Directions —
Reply with the count of lines holding "page", nothing more.

Supplied records —
◆ ◆ ◆

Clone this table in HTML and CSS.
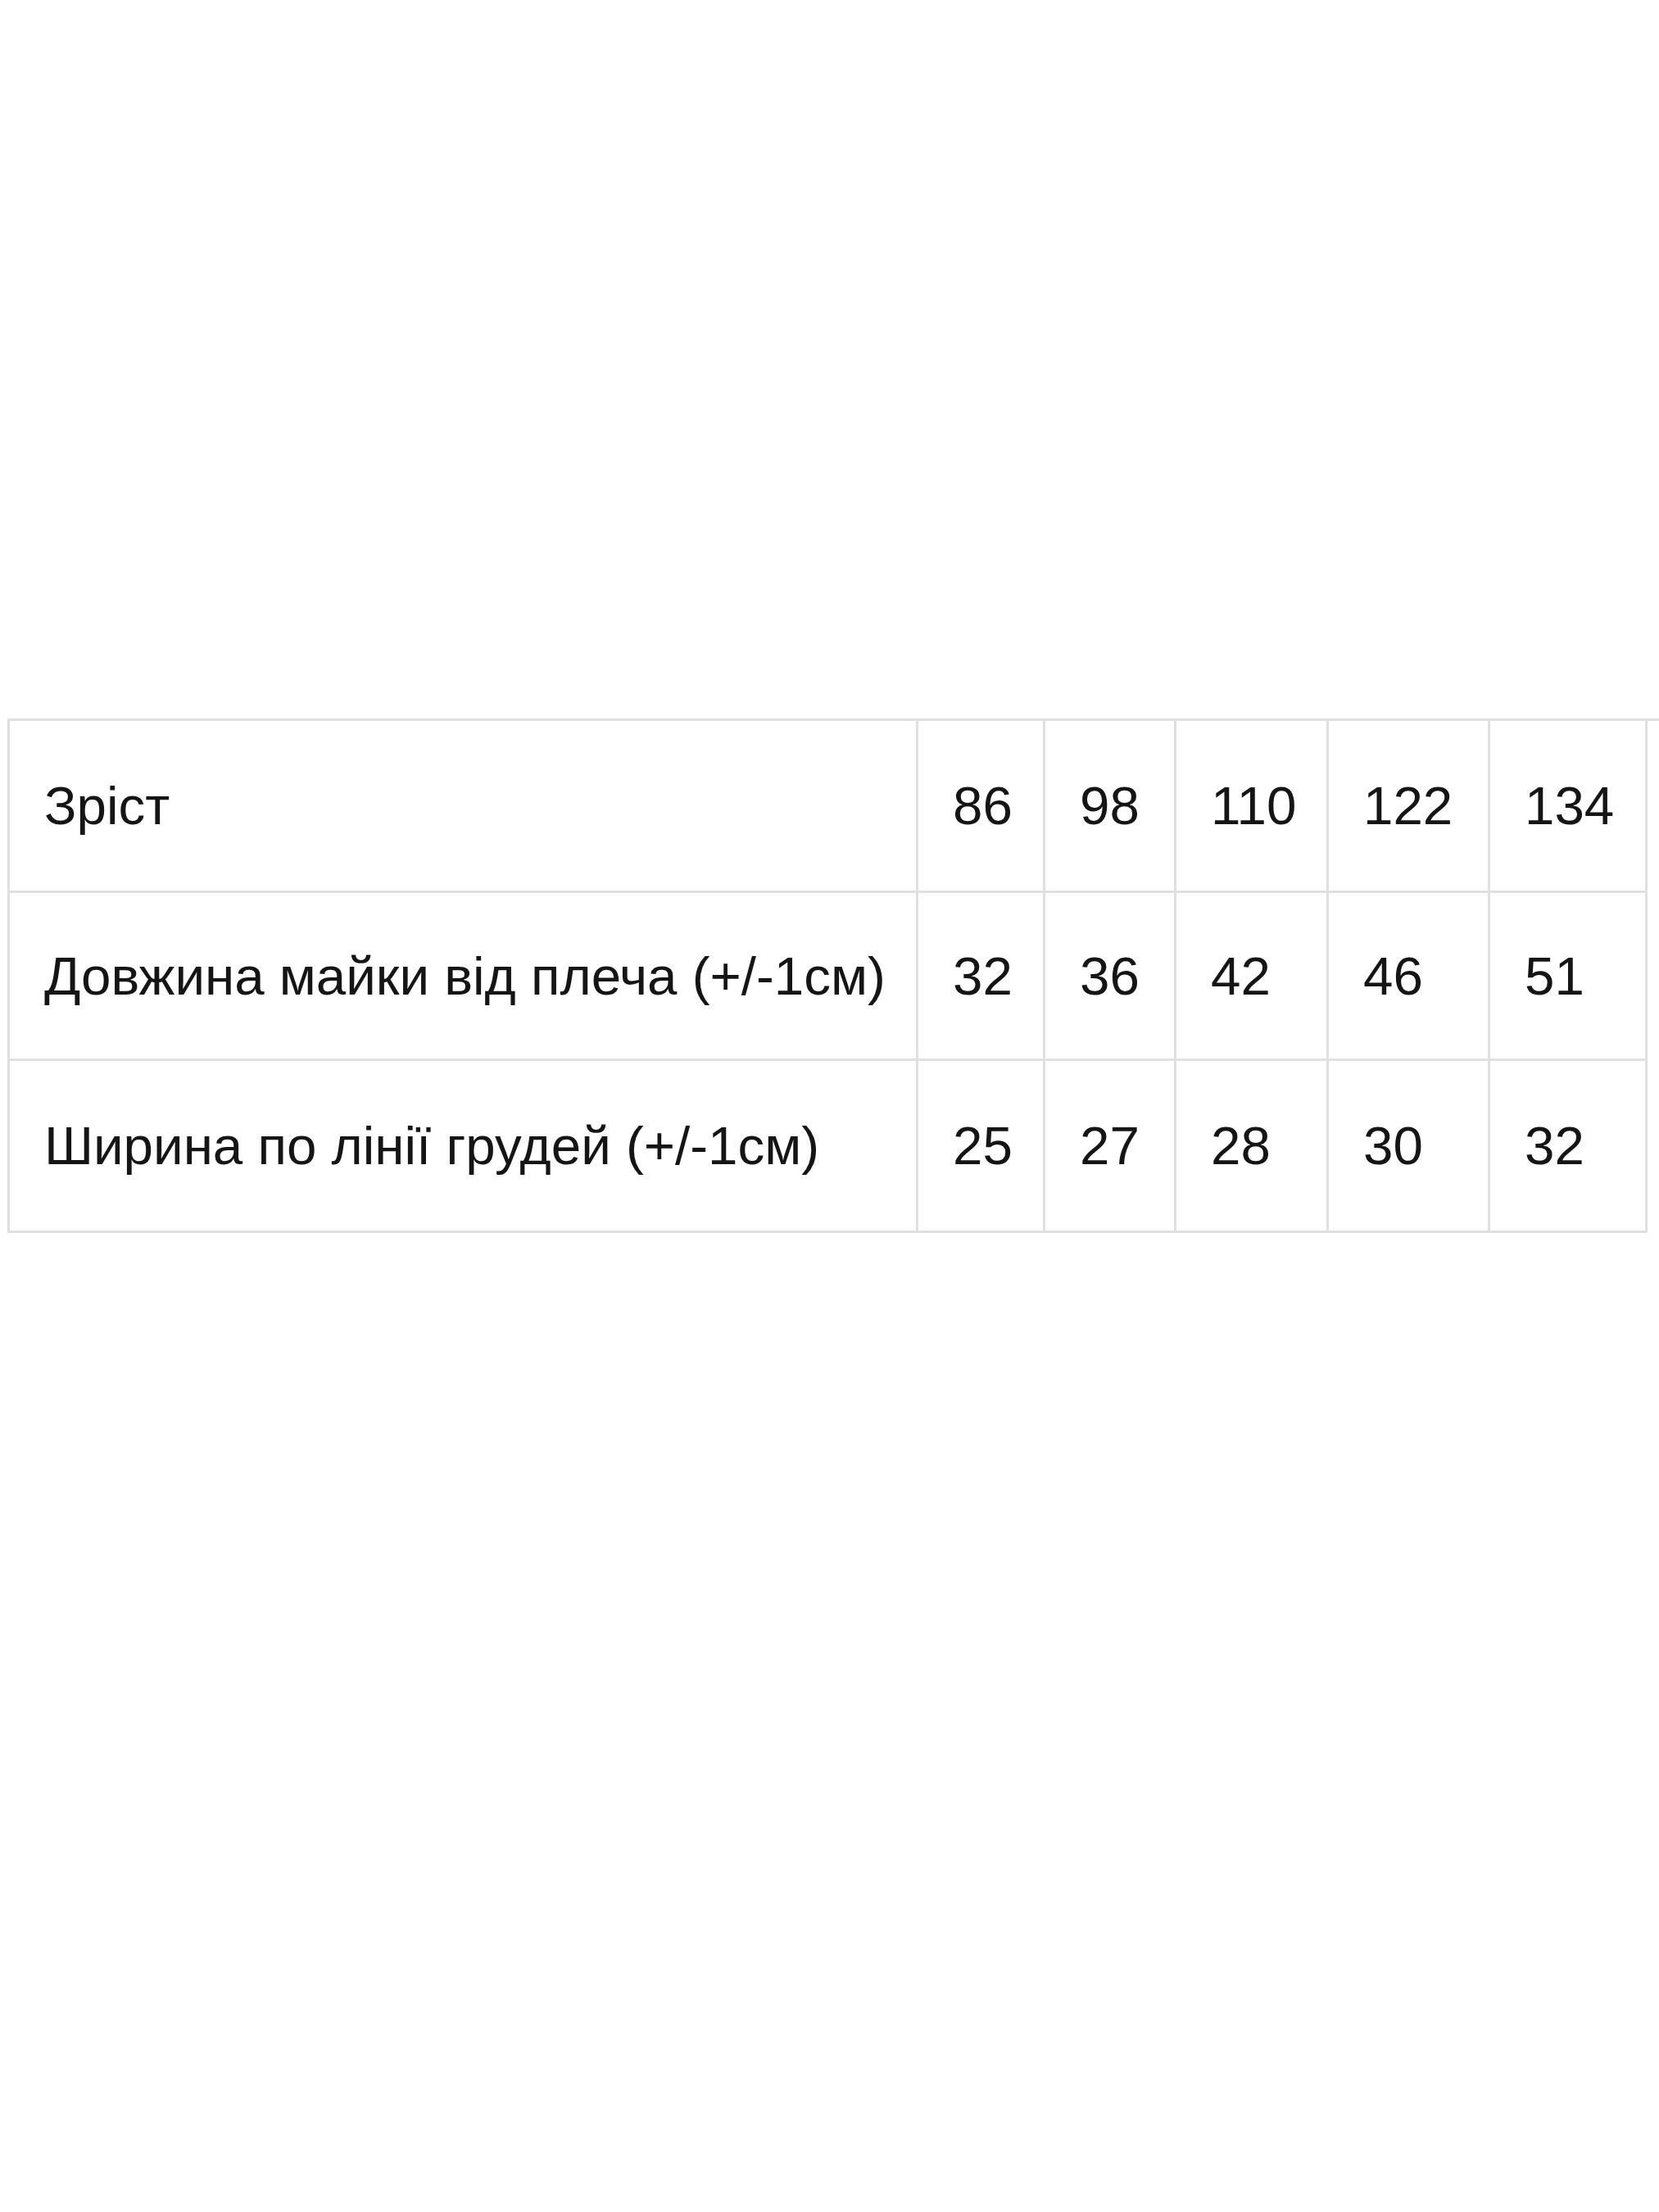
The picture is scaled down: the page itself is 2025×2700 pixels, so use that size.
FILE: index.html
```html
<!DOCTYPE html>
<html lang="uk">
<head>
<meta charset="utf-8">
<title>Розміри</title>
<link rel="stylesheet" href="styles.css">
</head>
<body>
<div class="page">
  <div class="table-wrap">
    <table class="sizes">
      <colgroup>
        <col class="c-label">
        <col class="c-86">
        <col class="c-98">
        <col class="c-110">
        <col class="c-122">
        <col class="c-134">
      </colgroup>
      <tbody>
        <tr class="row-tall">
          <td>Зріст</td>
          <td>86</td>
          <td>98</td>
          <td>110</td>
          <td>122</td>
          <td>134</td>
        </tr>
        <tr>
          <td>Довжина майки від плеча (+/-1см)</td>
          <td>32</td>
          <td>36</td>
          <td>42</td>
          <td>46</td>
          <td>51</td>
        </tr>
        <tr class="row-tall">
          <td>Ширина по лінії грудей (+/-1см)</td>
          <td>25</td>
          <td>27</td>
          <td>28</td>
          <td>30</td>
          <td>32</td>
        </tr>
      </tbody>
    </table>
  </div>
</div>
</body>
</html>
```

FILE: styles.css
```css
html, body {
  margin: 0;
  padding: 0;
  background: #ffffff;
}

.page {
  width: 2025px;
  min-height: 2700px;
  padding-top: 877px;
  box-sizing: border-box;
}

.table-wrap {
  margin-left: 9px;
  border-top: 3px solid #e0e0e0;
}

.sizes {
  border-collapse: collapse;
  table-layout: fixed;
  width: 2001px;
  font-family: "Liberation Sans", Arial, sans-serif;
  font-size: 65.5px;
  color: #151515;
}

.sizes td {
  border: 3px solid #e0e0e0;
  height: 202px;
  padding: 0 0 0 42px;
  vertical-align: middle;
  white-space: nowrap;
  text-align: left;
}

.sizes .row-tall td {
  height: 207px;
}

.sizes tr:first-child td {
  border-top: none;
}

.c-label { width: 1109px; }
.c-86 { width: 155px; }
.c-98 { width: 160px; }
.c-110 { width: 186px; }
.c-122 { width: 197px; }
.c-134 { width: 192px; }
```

◆ ◆ ◆

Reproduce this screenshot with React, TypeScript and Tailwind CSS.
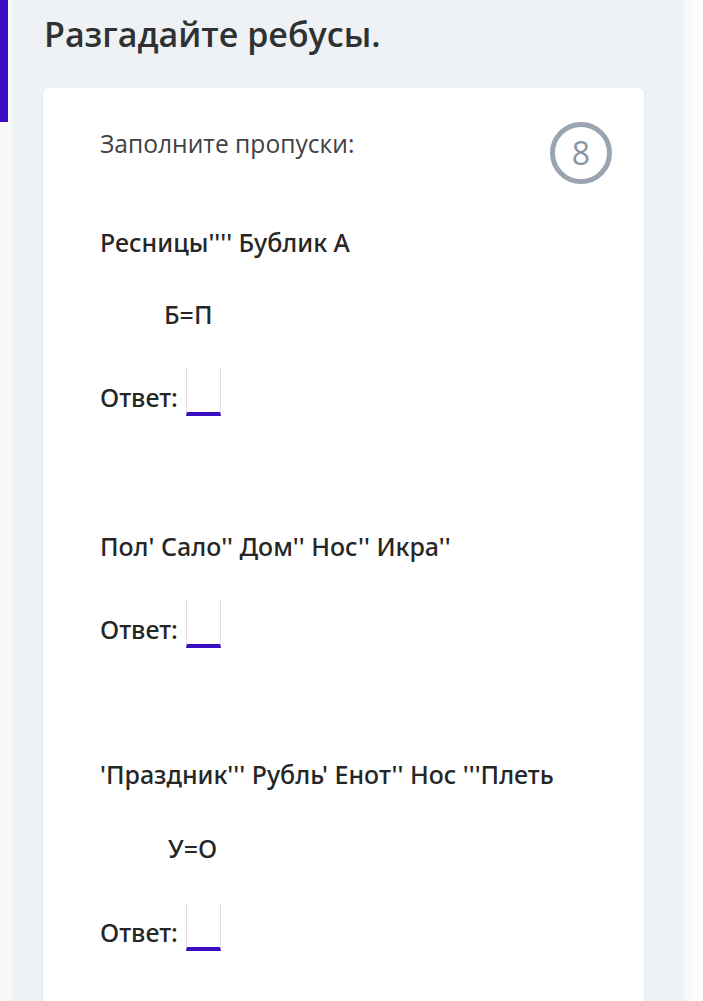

◆ ◆ ◆

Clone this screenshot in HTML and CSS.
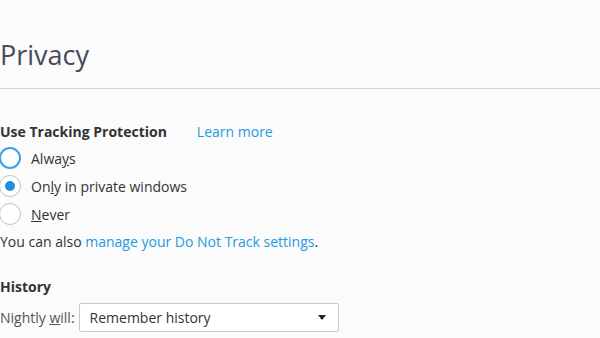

◆ ◆ ◆

Answer to this task —
3